Despite calling the results of Tuesday’s national elections, which gave the Labor Party an unprecedented low number of six seats, a “huge disappointment,” Labor Party chairman Avi Gabbay is not resigning.
“All our warnings in the past few days—that Prime Minister Netanyahu could stay in power—came to pass,” said Gabbay.
“Nevertheless, good things for the party have happened these past few months. It made it clearer who and what we are. All day [Tuesday], I went around and met with countless voters, many of whom told me plainly that they had opted to vote Blue and White,” he said.
Given Labor’s dismal performance, a number of party officials have called on Gabbay to step down as leader immediately.
Knesset member Eitan Cabel, who took the No. 15 slot on the Labor list in the party primaries, attacked Gabbay in an interview to Channel 13, saying, “I hope Gabbay resigns tonight.”

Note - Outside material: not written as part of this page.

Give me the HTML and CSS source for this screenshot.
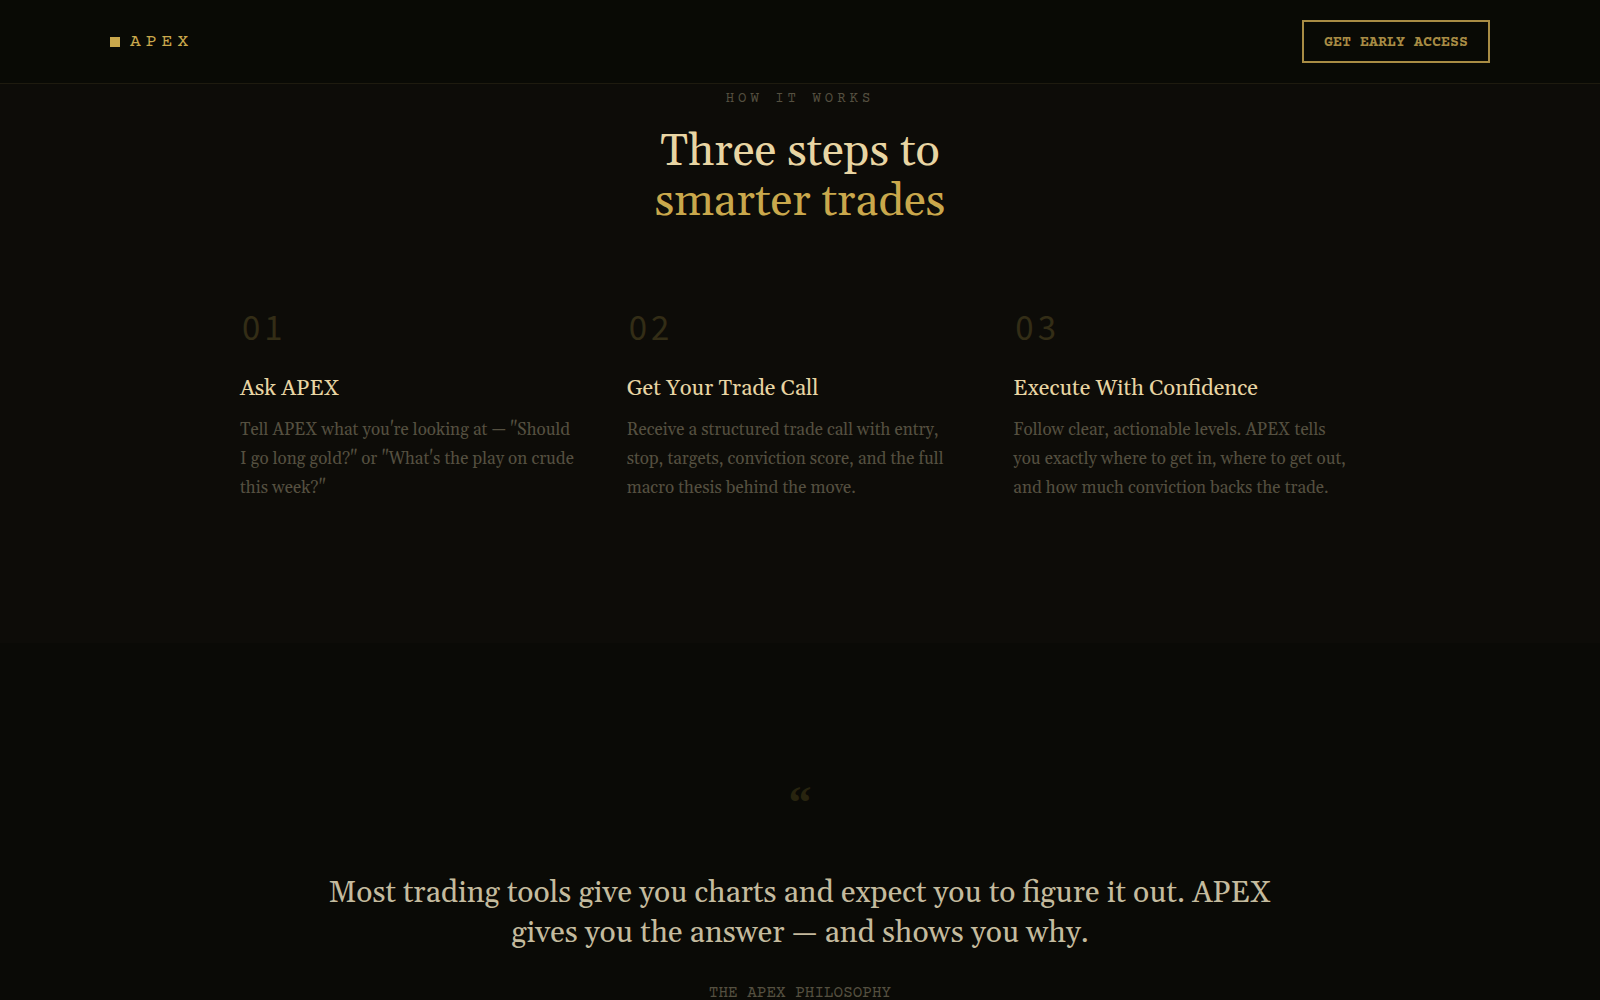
FILE: index.html
```
<!DOCTYPE html>
<html lang="en">
<head>
  <meta charset="UTF-8" />
  <meta name="viewport" content="width=device-width, initial-scale=1.0"/>
  <title>APEX</title>
  <link rel="stylesheet" href="styles.css">
</head>
<body>

  <!-- Nav -->
  <header class="nav">
    <a class="logo" href="#"><span class="logo-mark"></span>APEX</a>
    <button class="nav-btn" type="button">GET EARLY ACCESS</button>
  </header>

  <main>
    <!-- How it works -->
    <section class="how">
      <p class="eyebrow">HOW IT WORKS</p>
      <h2>Three steps to<br><span class="gold">smarter trades</span></h2>

      <div class="steps">
        <div class="step">
          <div class="step-num">01</div>
          <h3>Ask APEX</h3>
          <p>Tell APEX what you're looking at — "Should<br>I go long gold?" or "What's the play on crude<br>this week?"</p>
        </div>
        <div class="step">
          <div class="step-num">02</div>
          <h3>Get Your Trade Call</h3>
          <p>Receive a structured trade call with entry,<br>stop, targets, conviction score, and the full<br>macro thesis behind the move.</p>
        </div>
        <div class="step">
          <div class="step-num">03</div>
          <h3>Execute With Confidence</h3>
          <p>Follow clear, actionable levels. APEX tells<br>you exactly where to get in, where to get out,<br>and how much conviction backs the trade.</p>
        </div>
      </div>
    </section>

    <!-- Quote -->
    <section class="quote">
      <div class="quote-mark">“</div>
      <blockquote>Most trading tools give you charts and expect you to figure it out. APEX gives you the answer — and shows you why.</blockquote>
      <p class="quote-by">THE APEX PHILOSOPHY</p>
    </section>
  </main>

</body>
</html>
```
FILE: styles.css
```
* { margin: 0; padding: 0; box-sizing: border-box; }

body {
  background: #0a0a06;
  color: #e8d5a3;
  font-family: Gelasio, Georgia, 'Liberation Serif', serif;
}

/* Nav */
.nav {
  display: flex;
  align-items: center;
  justify-content: space-between;
  padding: 20px 110px;
  background: #090a05;
  border-bottom: 1px solid #1e1b0f;
}

.logo {
  display: flex;
  align-items: center;
  gap: 10px;
  color: #c9a84c;
  font-family: 'Courier Prime', 'Nimbus Mono PS', 'Liberation Mono', monospace;
  font-size: 18px;
  letter-spacing: 5px;
  text-decoration: none;
}

.logo-mark { width: 10px; height: 10px; background: #c9a84c; }

.nav-btn {
  padding: 13px 20px 11px;
  background: transparent;
  border: 2px solid #a88c44;
  color: #a88c44;
  font-family: 'Courier Prime', 'Nimbus Mono PS', 'Liberation Mono', monospace;
  font-size: 15px;
  font-weight: 700;
  line-height: 15px;
  cursor: pointer;
}

/* How it works */
.how {
  padding: 7px 40px 140px;
  background: #0d0c08;
  text-align: center;
}

.eyebrow {
  margin-bottom: 20px;
  color: #555040;
  font-family: 'Courier Prime', 'Nimbus Mono PS', 'Liberation Mono', monospace;
  font-size: 14px;
  line-height: 16px;
  letter-spacing: 4px;
}

.how h2 {
  margin-bottom: 79px;
  font-size: 45px;
  font-weight: 400;
  line-height: 50px;
}

.gold { color: #c9a84c; }

.steps {
  display: grid;
  grid-template-columns: repeat(3, 1fr);
  gap: 40px;
  max-width: 1120px;
  margin: 0 auto;
  text-align: left;
}

.step-num {
  margin-bottom: 28px;
  padding-left: 2px;
  color: #332d16;
  font-family: 'Noto Sans CJK JP', monospace;
  font-size: 33px;
  line-height: 40px;
  letter-spacing: 4px;
}

.step h3 {
  margin-bottom: 12px;
  font-size: 22px;
  font-weight: 400;
  line-height: 30px;
}

.step p {
  color: #555040;
  font-size: 17px;
  line-height: 29px;
}

/* Quote */
.quote {
  padding: 130px 40px 0;
  text-align: center;
}

.quote-mark {
  margin-bottom: 40px;
  color: #28240f;
  font-family: 'Liberation Serif', serif;
  font-size: 46px;
  font-weight: 700;
  line-height: 60px;
}

.quote blockquote {
  max-width: 960px;
  margin: 0 auto 30px;
  color: #c4bb9e;
  font-size: 30px;
  line-height: 40px;
}

.quote-by {
  color: #555040;
  font-family: 'Courier Prime', 'Nimbus Mono PS', 'Liberation Mono', monospace;
  font-size: 16px;
  line-height: 20px;
}
```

Later, Cabel tweeted: “Tonight is the worst night in the history of my [political] home. The Labor Party—the movement that founded the state—crashed in all the initial projections and got the worst result in its history. Gabbay kept his promise and brought the roof down on us; the failure is down to him and him alone. He no longer has any mandate to lead the party and should resign tonight.”
Former GOC Southern Command Tal Russo, No. 2 on the Labor list, told Israel Hayom: “We were rising significantly and felt that Blue and White was taking votes away from us. The truth won. We didn’t campaign against Blue and White because we’re on the same side.
“This is the result of Blue and White’s scare campaign,” he continued. “I’m disappointed, but we need to let the dust settle and not cut anyone’s head off. I’m sorry for those who won’t be part of our team [in the Knesset], because they’re quite a bit above the others.”
The last election in which Labor ran as an independent party was in 2013, when the party scored 15 seats. In 2015, Labor ran together with Hatnua as the Zionist Union, which won 24 seats, but remained in the opposition in the 20th Knesset.